• _PROBLEM DETAILS_:
Carry none of the pictures over; write out the complete data exactly.

══════

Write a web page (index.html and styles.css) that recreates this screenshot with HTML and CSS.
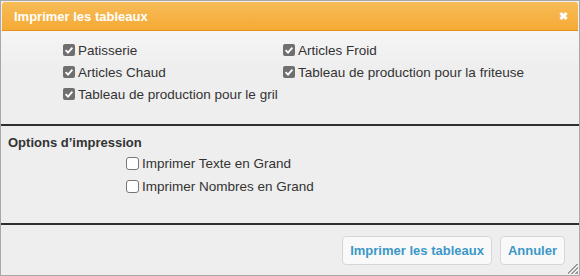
FILE: index.html
```html
<!DOCTYPE html>
<html lang="fr">
<head>
    <meta charset="UTF-8">
    <title>Imprimer les tableaux</title>
    <link rel="stylesheet" href="styles.css">
</head>
<body>
    <div class="dialog">
        <div class="titlebar">
            <span class="title">Imprimer les tableaux</span>
            <span class="close">&#10006;</span>
        </div>

        <div class="charts">
            <label class="check"><span class="box on"><svg viewBox="0 0 12 12"><path d="M2.6 6.2 L5 8.6 L9.4 3.6" /></svg></span>Patisserie</label>
            <label class="check"><span class="box on"><svg viewBox="0 0 12 12"><path d="M2.6 6.2 L5 8.6 L9.4 3.6" /></svg></span>Articles Froid</label>
            <label class="check"><span class="box on"><svg viewBox="0 0 12 12"><path d="M2.6 6.2 L5 8.6 L9.4 3.6" /></svg></span>Articles Chaud</label>
            <label class="check"><span class="box on"><svg viewBox="0 0 12 12"><path d="M2.6 6.2 L5 8.6 L9.4 3.6" /></svg></span>Tableau de production pour la friteuse</label>
            <label class="check"><span class="box on"><svg viewBox="0 0 12 12"><path d="M2.6 6.2 L5 8.6 L9.4 3.6" /></svg></span>Tableau de production pour le gril</label>
        </div>

        <div class="options">
            <h4>Options d’impression</h4>
            <div class="option-list">
                <label class="check"><span class="box"></span>Imprimer Texte en Grand</label>
                <label class="check"><span class="box"></span>Imprimer Nombres en Grand</label>
            </div>
        </div>

        <div class="buttons">
            <button class="btn">Imprimer les tableaux</button>
            <button class="btn">Annuler</button>
            <span class="grip"></span>
        </div>
    </div>
</body>
</html>
```

FILE: styles.css
```css
body {
    margin: 0;
    padding: 0;
    font-family: "Liberation Sans", Arial, sans-serif;
    font-size: 13.5px;
    color: #333;
    background: #fff;
}
.dialog {
    width: 580px;
    height: 276px;
    box-sizing: border-box;
    border: 1px solid #a8a8a8;
    background: #eeeeee;
    display: flex;
    flex-direction: column;
    position: relative;
}
.titlebar {
    margin: 1px 1px 0 1px;
    height: 29px;
    box-sizing: border-box;
    padding: 0 10px 0 12px;
    background: linear-gradient(#f7bc57, #f5aa36);
    border-bottom: 1px solid #e8921a;
    border-radius: 3px 3px 0 0;
    display: flex;
    align-items: center;
    justify-content: space-between;
    color: #fff;
}
.title {
    font-weight: bold;
    font-size: 13px;
}
.close {
    font-size: 11px;
    font-weight: bold;
}
.charts {
    height: 95px;
    box-sizing: border-box;
    padding: 8px 0 0 62px;
    display: grid;
    grid-template-columns: 220px auto;
    grid-auto-rows: 22px;
    background: linear-gradient(#f5f5f5, #eeeeee 40%);
    border-bottom: 2px solid #2f2f2f;
}
.check {
    display: flex;
    align-items: center;
    white-space: nowrap;
}
.box {
    width: 12px;
    height: 12px;
    box-sizing: border-box;
    border-radius: 2px;
    margin-right: 3px;
    flex: none;
}
.box.on {
    background: #6f6f6f;
}
.box svg {
    display: block;
    width: 12px;
    height: 12px;
    fill: none;
    stroke: #fff;
    stroke-width: 1.8;
}
.options {
    height: 99px;
    box-sizing: border-box;
    padding: 7px 0 0 7px;
    border-bottom: 2px solid #2f2f2f;
}
.options h4 {
    margin: 0;
    font-size: 13px;
    font-weight: bold;
    height: 19px;
    line-height: 19px;
}
.option-list {
    padding-left: 118px;
    display: grid;
    grid-auto-rows: 23px;
}
.option-list .box {
    border: 1px solid #777;
    background: #fff;
    border-radius: 3px;
    width: 13px;
    height: 13px;
}
.buttons {
    flex: 1;
    display: flex;
    justify-content: flex-end;
    align-items: flex-start;
    gap: 8px;
    padding: 11px 14px 0 0;
}
.btn {
    font-family: "Liberation Sans", Arial, sans-serif;
    font-size: 13px;
    font-weight: bold;
    color: #3b97c8;
    background: #f9f9f9;
    border: 1px solid #d6d6d6;
    border-radius: 4px;
    height: 29px;
    padding: 0 7px;
}
.grip {
    position: absolute;
    right: 1px;
    bottom: 1px;
    width: 10px;
    height: 10px;
    background: linear-gradient(135deg, transparent 45%, #999 45%, #999 52%, transparent 52%, transparent 65%, #999 65%, #999 72%, transparent 72%, transparent 85%, #999 85%);
}
```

══════

• _REPLY TO THE EXERCISE_:
Write a web page (index.html and styles.css) that recreates this screenshot with HTML and CSS.
FILE: index.html
```html
<!DOCTYPE html>
<html lang="fr">
<head>
    <meta charset="UTF-8">
    <title>Imprimer les tableaux</title>
    <link rel="stylesheet" href="styles.css">
</head>
<body>
    <div class="dialog">
        <div class="titlebar">
            <span class="title">Imprimer les tableaux</span>
            <span class="close">&#10006;</span>
        </div>

        <div class="charts">
            <label class="check"><span class="box on"><svg viewBox="0 0 12 12"><path d="M2.6 6.2 L5 8.6 L9.4 3.6" /></svg></span>Patisserie</label>
            <label class="check"><span class="box on"><svg viewBox="0 0 12 12"><path d="M2.6 6.2 L5 8.6 L9.4 3.6" /></svg></span>Articles Froid</label>
            <label class="check"><span class="box on"><svg viewBox="0 0 12 12"><path d="M2.6 6.2 L5 8.6 L9.4 3.6" /></svg></span>Articles Chaud</label>
            <label class="check"><span class="box on"><svg viewBox="0 0 12 12"><path d="M2.6 6.2 L5 8.6 L9.4 3.6" /></svg></span>Tableau de production pour la friteuse</label>
            <label class="check"><span class="box on"><svg viewBox="0 0 12 12"><path d="M2.6 6.2 L5 8.6 L9.4 3.6" /></svg></span>Tableau de production pour le gril</label>
        </div>

        <div class="options">
            <h4>Options d’impression</h4>
            <div class="option-list">
                <label class="check"><span class="box"></span>Imprimer Texte en Grand</label>
                <label class="check"><span class="box"></span>Imprimer Nombres en Grand</label>
            </div>
        </div>

        <div class="buttons">
            <button class="btn">Imprimer les tableaux</button>
            <button class="btn">Annuler</button>
            <span class="grip"></span>
        </div>
    </div>
</body>
</html>
```

FILE: styles.css
```css
body {
    margin: 0;
    padding: 0;
    font-family: "Liberation Sans", Arial, sans-serif;
    font-size: 13.5px;
    color: #333;
    background: #fff;
}
.dialog {
    width: 580px;
    height: 276px;
    box-sizing: border-box;
    border: 1px solid #a8a8a8;
    background: #eeeeee;
    display: flex;
    flex-direction: column;
    position: relative;
}
.titlebar {
    margin: 1px 1px 0 1px;
    height: 29px;
    box-sizing: border-box;
    padding: 0 10px 0 12px;
    background: linear-gradient(#f7bc57, #f5aa36);
    border-bottom: 1px solid #e8921a;
    border-radius: 3px 3px 0 0;
    display: flex;
    align-items: center;
    justify-content: space-between;
    color: #fff;
}
.title {
    font-weight: bold;
    font-size: 13px;
}
.close {
    font-size: 11px;
    font-weight: bold;
}
.charts {
    height: 95px;
    box-sizing: border-box;
    padding: 8px 0 0 62px;
    display: grid;
    grid-template-columns: 220px auto;
    grid-auto-rows: 22px;
    background: linear-gradient(#f5f5f5, #eeeeee 40%);
    border-bottom: 2px solid #2f2f2f;
}
.check {
    display: flex;
    align-items: center;
    white-space: nowrap;
}
.box {
    width: 12px;
    height: 12px;
    box-sizing: border-box;
    border-radius: 2px;
    margin-right: 3px;
    flex: none;
}
.box.on {
    background: #6f6f6f;
}
.box svg {
    display: block;
    width: 12px;
    height: 12px;
    fill: none;
    stroke: #fff;
    stroke-width: 1.8;
}
.options {
    height: 99px;
    box-sizing: border-box;
    padding: 7px 0 0 7px;
    border-bottom: 2px solid #2f2f2f;
}
.options h4 {
    margin: 0;
    font-size: 13px;
    font-weight: bold;
    height: 19px;
    line-height: 19px;
}
.option-list {
    padding-left: 118px;
    display: grid;
    grid-auto-rows: 23px;
}
.option-list .box {
    border: 1px solid #777;
    background: #fff;
    border-radius: 3px;
    width: 13px;
    height: 13px;
}
.buttons {
    flex: 1;
    display: flex;
    justify-content: flex-end;
    align-items: flex-start;
    gap: 8px;
    padding: 11px 14px 0 0;
}
.btn {
    font-family: "Liberation Sans", Arial, sans-serif;
    font-size: 13px;
    font-weight: bold;
    color: #3b97c8;
    background: #f9f9f9;
    border: 1px solid #d6d6d6;
    border-radius: 4px;
    height: 29px;
    padding: 0 7px;
}
.grip {
    position: absolute;
    right: 1px;
    bottom: 1px;
    width: 10px;
    height: 10px;
    background: linear-gradient(135deg, transparent 45%, #999 45%, #999 52%, transparent 52%, transparent 65%, #999 65%, #999 72%, transparent 72%, transparent 85%, #999 85%);
}
```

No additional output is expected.